Reiteradamente o representante da Articulação dos Povos Indígenas do Brasil (APIB), Dinamam Tuxá, classificou a tese do marco temporal como uma iniciativa política.
“Essa tese, na nossa avaliação, é política. Ela não é uma tese jurídica, ela se tornou jurídica por conveniência. Há inúmeros retrocessos que já estão gerando lesões irreparáveis. Se não houver uma decisão, o quanto antes, muitas dessas lesões nós não vamos conseguir reverter. E eu digo lesões no sentido mesmo de lideranças sendo assassinadas, lideranças sendo ameaçadas, territórios sendo invadidos”.

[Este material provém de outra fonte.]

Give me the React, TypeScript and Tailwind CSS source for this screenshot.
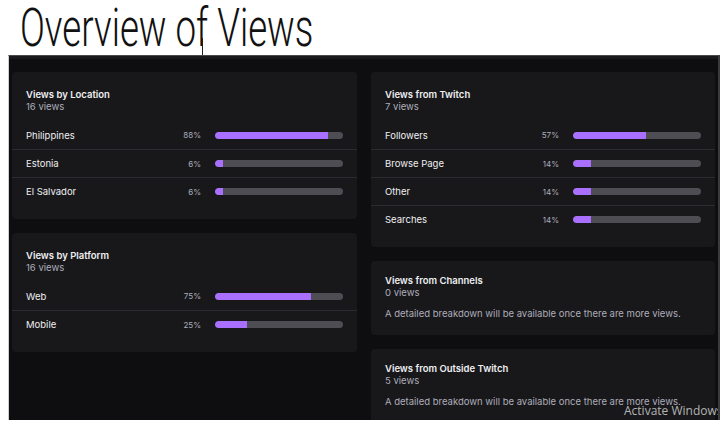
import React from "react";

type Row = { label: string; pct: number };

const Bar = ({ pct }: { pct: number }) => (
  <div className="w-[128px] h-[7px] rounded-full bg-[#4d4d53] overflow-hidden">
    <div className="h-full bg-[#a970ff] rounded-l-full" style={{ width: `${pct}%` }} />
  </div>
);

const StatCard = ({ title, views, rows }: { title: string; views: string; rows: Row[] }) => (
  <div className="bg-[#18181b] rounded-[4px] pb-[14px]">
    <div className="px-[14px] pt-[17px] pb-[8px]">
      <div className="text-[9.5px] leading-[11px] font-semibold text-[#efeff1]">{title}</div>
      <div className="mt-[1px] text-[9.5px] leading-[12px] text-[#adadb8]">{views}</div>
    </div>
    {rows.map((r, i) => (
      <div
        key={r.label}
        className={`h-[28px] px-[14px] flex items-center ${i > 0 ? "border-t border-[#2c2c30]" : ""}`}
      >
        <div className="flex-1 text-[9.5px] leading-[12px] pt-[1px] text-[#efeff1]">{r.label}</div>
        <div className="w-[40px] text-right text-[8px] leading-[12px] text-[#adadb8] mr-[14px]">{r.pct}%</div>
        <Bar pct={r.pct} />
      </div>
    ))}
  </div>
);

const EmptyCard = ({ title, views }: { title: string; views: string }) => (
  <div className="bg-[#18181b] rounded-[4px] px-[14px] pt-[14px] pb-[15px]">
    <div className="text-[9.5px] leading-[11px] font-semibold text-[#efeff1]">{title}</div>
    <div className="mt-[1px] text-[9.5px] leading-[12px] text-[#adadb8]">{views}</div>
    <div className="mt-[9px] text-[9.5px] leading-[12px] text-[#adadb8] whitespace-nowrap">
      A detailed breakdown will be available once there are more views.
    </div>
  </div>
);

export default function App() {
  return (
    <div className="w-[726px] h-[426px] bg-white relative overflow-hidden">
      {/* heading */}
      <div className="h-[55px] pl-[20px]">
        <div
          className="inline-block origin-left scale-x-[0.68] text-[54px] leading-[55px] font-light text-[#111] whitespace-nowrap"
          style={{ fontFamily: "Roboto, sans-serif" }}
        >
          Overview of Views
        </div>
      </div>
      <div className="absolute left-[202px] top-[38px] w-[1px] h-[18px] bg-[#222]" />

      {/* screenshot panel */}
      <div
        className="relative ml-[8px] w-[712px] h-[365px] bg-[#0e0e10] border-l border-r-2 border-t border-l-[#cfcfcf] border-r-[#3a3a3a] border-t-[#4a4a4a] overflow-hidden"
        style={{ fontFamily: "Inter, sans-serif" }}
      >
        <div className="h-[3px] bg-[#1a1a1c]" />
        <div className="flex gap-[14px] pl-[3px] pr-[3px] pt-[13px]">
          <div className="w-[345px] flex flex-col gap-[14px]">
            <StatCard
              title="Views by Location"
              views="16 views"
              rows={[
                { label: "Philippines", pct: 88 },
                { label: "Estonia", pct: 6 },
                { label: "El Salvador", pct: 6 },
              ]}
            />
            <StatCard
              title="Views by Platform"
              views="16 views"
              rows={[
                { label: "Web", pct: 75 },
                { label: "Mobile", pct: 25 },
              ]}
            />
          </div>
          <div className="w-[344px] flex flex-col gap-[14px]">
            <StatCard
              title="Views from Twitch"
              views="7 views"
              rows={[
                { label: "Followers", pct: 57 },
                { label: "Browse Page", pct: 14 },
                { label: "Other", pct: 14 },
                { label: "Searches", pct: 14 },
              ]}
            />
            <EmptyCard title="Views from Channels" views="0 views" />
            <EmptyCard title="Views from Outside Twitch" views="5 views" />
          </div>
        </div>
        <div
          className="absolute left-[615px] top-[348px] text-[12px] leading-[14px] text-[#b4b4b4] whitespace-nowrap"
          style={{ fontFamily: "'Open Sans', sans-serif" }}
        >
          Activate Windows
        </div>
      </div>
    </div>
  );
}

O aspecto cultural também foi lançado à reflexão. O advogado do Conselho Indígena de Roraima (CIR) e membro da rede de advogados da Apib, Ivo Makuxi, lembrou a diferença do conceito de territórios para os indígenas.

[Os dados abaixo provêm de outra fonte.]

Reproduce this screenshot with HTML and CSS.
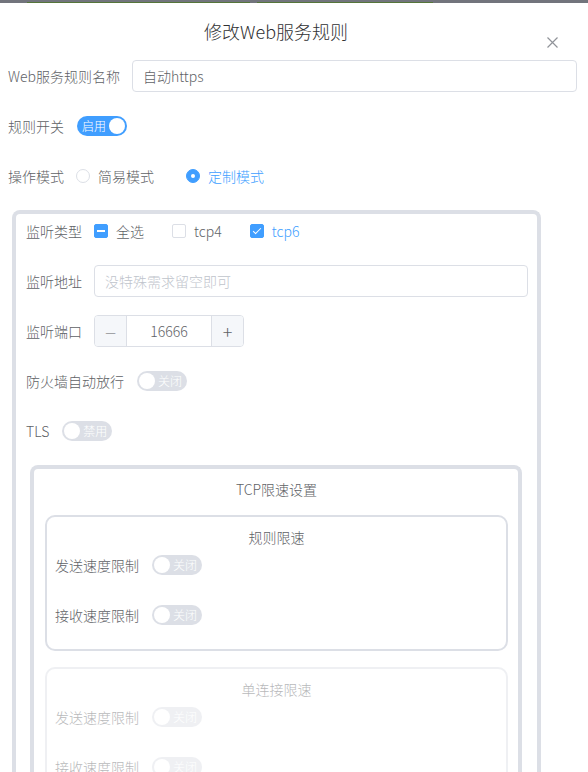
FILE: index.html
```html
<!DOCTYPE html>
<html lang="zh-CN">
<head>
    <meta charset="UTF-8">
    <meta name="viewport" content="width=device-width, initial-scale=1.0">
    <title>修改Web服务规则</title>
    <link rel="stylesheet" href="styles.css">
</head>
<body>
    <div class="topbar">
        <span class="seg seg-a"></span>
        <span class="seg seg-b"></span>
    </div>

    <div class="dialog">
        <div class="dialog-header">
            <h2 class="dialog-title">修改Web服务规则</h2>
            <button class="close-btn" aria-label="关闭">
                <svg width="11" height="11" viewBox="0 0 11 11">
                    <path d="M0.5 0.5 L10.5 10.5 M10.5 0.5 L0.5 10.5" stroke="#909399" stroke-width="1.2" fill="none"/>
                </svg>
            </button>
        </div>

        <form class="form">
            <div class="form-item">
                <label class="form-label">Web服务规则名称</label>
                <input class="text-input" type="text" value="自动https">
            </div>

            <div class="form-item">
                <label class="form-label">规则开关</label>
                <span class="switch on"><span class="switch-text">启用</span><span class="knob"></span></span>
            </div>

            <div class="form-item">
                <label class="form-label">操作模式</label>
                <span class="radio"><span class="radio-dot"></span>简易模式</span>
                <span class="radio checked"><span class="radio-dot"></span>定制模式</span>
            </div>

            <div class="group-box">
                <div class="form-item">
                    <label class="form-label">监听类型</label>
                    <span class="checkbox"><span class="check-box indeterminate"></span>全选</span>
                    <span class="checkbox"><span class="check-box"></span>tcp4</span>
                    <span class="checkbox checked"><span class="check-box"></span>tcp6</span>
                </div>

                <div class="form-item">
                    <label class="form-label">监听地址</label>
                    <input class="text-input" type="text" placeholder="没特殊需求留空即可">
                </div>

                <div class="form-item">
                    <label class="form-label">监听端口</label>
                    <div class="number-input">
                        <span class="num-btn minus">—</span>
                        <span class="num-value">16666</span>
                        <span class="num-btn plus">+</span>
                    </div>
                </div>

                <div class="form-item">
                    <label class="form-label">防火墙自动放行</label>
                    <span class="switch"><span class="knob"></span><span class="switch-text">关闭</span></span>
                </div>

                <div class="form-item">
                    <label class="form-label">TLS</label>
                    <span class="switch"><span class="knob"></span><span class="switch-text">禁用</span></span>
                </div>

                <div class="limit-box">
                    <div class="box-title">TCP限速设置</div>

                    <div class="sub-box">
                        <div class="box-title">规则限速</div>
                        <div class="form-item">
                            <label class="form-label">发送速度限制</label>
                            <span class="switch"><span class="knob"></span><span class="switch-text">关闭</span></span>
                        </div>
                        <div class="form-item">
                            <label class="form-label">接收速度限制</label>
                            <span class="switch"><span class="knob"></span><span class="switch-text">关闭</span></span>
                        </div>
                    </div>

                    <div class="sub-box disabled">
                        <div class="box-title">单连接限速</div>
                        <div class="form-item">
                            <label class="form-label">发送速度限制</label>
                            <span class="switch"><span class="knob"></span><span class="switch-text">关闭</span></span>
                        </div>
                        <div class="form-item">
                            <label class="form-label">接收速度限制</label>
                            <span class="switch"><span class="knob"></span><span class="switch-text">关闭</span></span>
                        </div>
                    </div>
                </div>
            </div>
        </form>
    </div>
</body>
</html>
```

FILE: styles.css
```css
html, body {
    height: 100%;
    overflow: hidden;
}

body {
    margin: 0;
    background-color: #fff;
    font-family: "Noto Sans CJK SC", "Noto Sans", sans-serif;
    font-size: 14px;
    font-weight: 300;
    color: #606266;
}

.topbar {
    height: 3px;
    background-color: #72747c;
    display: flex;
    align-items: flex-end;
    padding-left: 27px;
    gap: 7px;
}

.seg {
    height: 1px;
    background-color: #55753a;
}

.seg-a {
    width: 223px;
}

.seg-b {
    width: 176px;
}

.dialog {
    position: relative;
}

.dialog-header {
    padding: 16px 36px 0 0;
    margin-bottom: 17px;
}

.dialog-title {
    margin: 0;
    text-align: center;
    font-size: 18px;
    line-height: 24px;
    font-weight: 300;
    color: #303133;
}

.close-btn {
    position: absolute;
    top: 33px;
    right: 30px;
    border: none;
    background: none;
    padding: 0;
    width: 11px;
    height: 11px;
    cursor: pointer;
}

.form {
    padding: 0 11px 0 8px;
}

.form-item {
    display: flex;
    align-items: center;
    height: 32px;
    margin-bottom: 18px;
}

.form-label {
    padding-right: 12px;
    line-height: 32px;
    white-space: nowrap;
    color: #606266;
}

.text-input {
    flex: 1;
    height: 32px;
    box-sizing: border-box;
    border: 1px solid #dcdfe6;
    border-radius: 4px;
    padding: 0 10px;
    font-family: inherit;
    font-size: 14px;
    font-weight: 300;
    color: #606266;
    outline: none;
}

.text-input::placeholder {
    color: #c0c4cc;
}

/* 开关 */
.switch {
    display: inline-flex;
    align-items: center;
    width: 50px;
    height: 20px;
    box-sizing: border-box;
    border-radius: 10px;
    background-color: #dcdfe6;
    padding: 0 2px;
    gap: 3px;
    margin-left: 1px;
}

.switch.on {
    background-color: #409eff;
    padding-left: 5px;
}

.switch-text {
    font-size: 12px;
    line-height: 20px;
    color: #fff;
}

.knob {
    width: 16px;
    height: 16px;
    border-radius: 50%;
    background-color: #fff;
    flex-shrink: 0;
}

.switch.on .knob {
    margin-left: auto;
}

/* 单选 */
.radio {
    display: inline-flex;
    align-items: center;
    margin-right: 32px;
    color: #606266;
}

.radio-dot {
    width: 14px;
    height: 14px;
    box-sizing: border-box;
    border: 1px solid #dcdfe6;
    border-radius: 50%;
    margin-right: 8px;
    display: flex;
    align-items: center;
    justify-content: center;
}

.radio.checked {
    color: #409eff;
}

.radio.checked .radio-dot {
    background-color: #409eff;
    border-color: #409eff;
}

.radio.checked .radio-dot::after {
    content: "";
    width: 4px;
    height: 4px;
    border-radius: 50%;
    background-color: #fff;
}

/* 多选 */
.checkbox {
    display: inline-flex;
    align-items: center;
    margin-right: 28px;
    color: #606266;
}

.check-box {
    position: relative;
    width: 14px;
    height: 14px;
    box-sizing: border-box;
    border: 1px solid #dcdfe6;
    border-radius: 2px;
    margin-right: 8px;
}

.check-box.indeterminate {
    background-color: #409eff;
    border-color: #409eff;
}

.check-box.indeterminate::after {
    content: "";
    position: absolute;
    left: 2px;
    right: 2px;
    top: 5px;
    height: 2px;
    background-color: #fff;
}

.checkbox.checked {
    color: #409eff;
}

.checkbox.checked .check-box {
    background-color: #409eff;
    border-color: #409eff;
}

.checkbox.checked .check-box::after {
    content: "";
    position: absolute;
    left: 4px;
    top: 1px;
    width: 3px;
    height: 7px;
    border: 1px solid #fff;
    border-top: none;
    border-left: none;
    transform: rotate(45deg);
}

/* 数字输入 */
.number-input {
    display: flex;
    width: 150px;
    height: 32px;
    box-sizing: border-box;
    border: 1px solid #dcdfe6;
    border-radius: 4px;
    overflow: hidden;
}

.num-btn {
    width: 31px;
    display: flex;
    align-items: center;
    justify-content: center;
    background-color: #f5f7fa;
    color: #606266;
    font-size: 16px;
}

.num-btn.minus {
    border-right: 1px solid #dcdfe6;
    font-size: 12px;
}

.num-btn.plus {
    border-left: 1px solid #dcdfe6;
    font-size: 18px;
}

.num-value {
    flex: 1;
    text-align: center;
    line-height: 30px;
    color: #606266;
}

/* 分组框 */
.group-box {
    margin-left: 4px;
    margin-right: 36px;
    border: 4px solid #dcdfe6;
    border-bottom: none;
    border-radius: 8px 8px 0 0;
    padding: 1px 9px 0 10px;
    height: 900px;
}

.limit-box {
    margin: 0 6px 0 4px;
    border: 4px solid #dcdfe6;
    border-bottom: none;
    border-radius: 8px 8px 0 0;
    padding: 10px 10px 0 11px;
    height: 600px;
}

.box-title {
    text-align: center;
    line-height: 20px;
    color: #606266;
    margin-bottom: 16px;
}

.sub-box {
    border: 2px solid #dcdfe6;
    border-radius: 10px;
    padding: 10px 8px 0 8px;
    margin-bottom: 16px;
}

.sub-box .box-title {
    margin-bottom: 2px;
}

.sub-box.disabled {
    opacity: 0.45;
}
```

“O marco temporal tem tirado nosso sossego, nossa paz e nossa tranquilidade. Precisamos avançar muito na consolidação dos direitos constitucionais dos povos indígenas. O marco temporal é uma tese antiga, ultrapassada. As nossas propriedades coletivas é que nos protegem. Os territórios indígenas, para nós, é que nos garantem dignidade, vida e o bem viver. Os bens comuns, para nós, são muito mais do que recursos que nós podemos nos apropriar”, salientou.
“Não é um desafio só de hoje. É um desafio que vem acompanhando toda a causa indígena. E a gente fala, hoje, de direito originário, não só no sentido da cosmovisão indígena, mas também porque esse direito foi reconhecido desde sempre, porém nós temos um problema de efetividade, desde o seu princípio. A partir do momento em que esse direito foi reconhecido, ele também foi esvaziado. E esse é o ponto. O marco temporal é um esvaziamento desse direito”, avaliou a consultora jurídica do Ministério dos Povos Indígenas Alessandra Vanessa.
“Foi uma satisfação contar com a presença de todos. Este é um tema que mobiliza a sociedade mais do que possamos imaginar”, avaliou a vice-presidente da ANPR, Luciana Loureiro, ao finalizar o debate.